Muchas prácticas internas de la CNTE, como la obligación a participar en las movilizaciones, los castigos, las prebendas dadas a cambio de la fidelidad hacia los dirigentes, los privilegios y la tolerancia ante el incumplimiento del trabajo son plenamente conocidas. Es claro que a la CNTE no le interesa cambiar eso. Si les interesara ya lo habrían dicho, estarían preocupados por desarrollar una agenda educativa y laboral propia, y podrían emplazar con argumentos sustanciales al gobierno federal. Pero su discurso y sus motivaciones son de otro tipo.
La evaluación puesta en marcha por el gobierno no resolverá los problemas de la profesión docente.

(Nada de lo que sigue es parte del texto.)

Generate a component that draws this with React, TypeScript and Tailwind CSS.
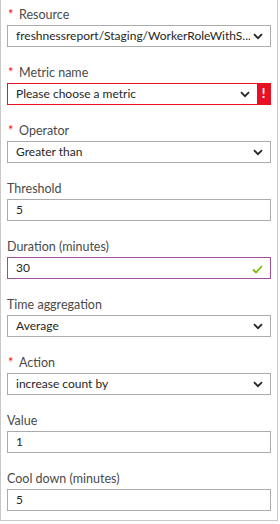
import React from 'react';

type Field = {
  label: string;
  value: string;
  required?: boolean;
  kind: 'select' | 'input';
  state?: 'error' | 'valid';
};

const fields: Field[] = [
  { label: 'Resource', value: 'freshnessreport/Staging/WorkerRoleWithS...', required: true, kind: 'select' },
  { label: 'Metric name', value: 'Please choose a metric', required: true, kind: 'select', state: 'error' },
  { label: 'Operator', value: 'Greater than', required: true, kind: 'select' },
  { label: 'Threshold', value: '5', kind: 'input' },
  { label: 'Duration (minutes)', value: '30', kind: 'input', state: 'valid' },
  { label: 'Time aggregation', value: 'Average', kind: 'select' },
  { label: 'Action', value: 'increase count by', required: true, kind: 'select' },
  { label: 'Value', value: '1', kind: 'input' },
  { label: 'Cool down (minutes)', value: '5', kind: 'input' },
];

function Chevron() {
  return (
    <svg width="10" height="7" viewBox="0 0 10 7" className="shrink-0">
      <path d="M1 1.2 L5 5.2 L9 1.2" fill="none" stroke="#262626" strokeWidth="1.8" />
    </svg>
  );
}

function Check() {
  return (
    <svg width="11" height="9" viewBox="0 0 11 9" className="shrink-0 mt-[3px]">
      <path d="M1 4.5 L4 7.5 L10 1" fill="none" stroke="#7fba00" strokeWidth="1.8" />
    </svg>
  );
}

function FormField({ field }: { field: Field }) {
  const border =
    field.state === 'error'
      ? 'border-[#e81123]'
      : field.state === 'valid'
        ? 'border-[#9b4f96]'
        : 'border-[#ababab]';

  return (
    <div className="flex flex-col">
      <div className="flex items-center h-[18px] text-[12.5px] text-[#4a4a4a] leading-[18px]">
        {field.required && <span className="text-[#e81123] text-[13px] w-[12px] pl-[1px] -mt-[3px]">*</span>}
        <span>{field.label}</span>
      </div>
      <div className={`mt-[1px] flex items-stretch h-[22px] w-[264px] border ${border} bg-white`}>
        <div className="flex-1 min-w-0 flex items-center gap-[3px] pl-[8px] pr-[7px] text-[12px] text-[#262626] whitespace-nowrap">
          <span className="flex-1 min-w-0 overflow-hidden">{field.value}</span>
          {field.kind === 'select' && <Chevron />}
          {field.state === 'valid' && <Check />}
        </div>
        {field.state === 'error' && (
          <div className="w-[13px] bg-[#e81123] flex items-center justify-center text-white text-[13px] font-bold">
            !
          </div>
        )}
      </div>
    </div>
  );
}

export default function App() {
  return (
    <div className="w-[280px] h-[524px] bg-white font-['Lato',sans-serif]">
      <div className="w-[278px] border-l border-r border-b border-[#c8c8c8] pl-[6px] pt-[6px] pb-[9px] flex flex-col gap-[17px]">
        {fields.map((f) => (
          <FormField key={f.label} field={f} />
        ))}
      </div>
    </div>
  );
}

De hecho tiene serios problemas en su diseño y aplicación y, adicionalmente, llevará mucho tiempo para ser aplicada a todos los maestros. Simplemente es un mecanismo a gran escala que intenta frenar algunos de esos problemas, bajo el supuesto de que el mérito puede ser juzgado con el sistema profesional docente. Pero eso no tendrá mucho éxito porque la formación inicial del magisterio está desatendida y la formación continua está desarticulada de las necesidades formativas de los alumnos, pues no existen todavía nuevos planes ni materiales de estudio.
El gobierno federal tiene responsabilidad en lo que está ocurriendo ahora por haber privilegiado la ruta administrativa y política. Primero, con el golpe a Elba Esther como método de re- domesticación del SNTE y, después, con la decisión, junto con los partidos políticos del congreso, de comenzar por los asuntos laborales y la evaluación. En el esquema del gobierno subyace un profundo desprecio hacia el magisterio para desarrollar los aspectos educativos de la reforma, generar acuerdos y estimular experiencias que mejoren la educación desde las escuelas. Parece obvio que los maestros deban participar en ese proceso. De hecho, junto con la autonomía sobre la materia del trabajo, la participación es uno de los componentes fundamentales de la profesión y del profesionalismo magisterial.
Pero es lamentable que no existan actores que pongan sobre el escenario estos temas. En su lugar, la dinámica de la confrontación prevalece y el impulso autoritario y represivo asoma en el horizonte. En esas condiciones no hay negociación posible.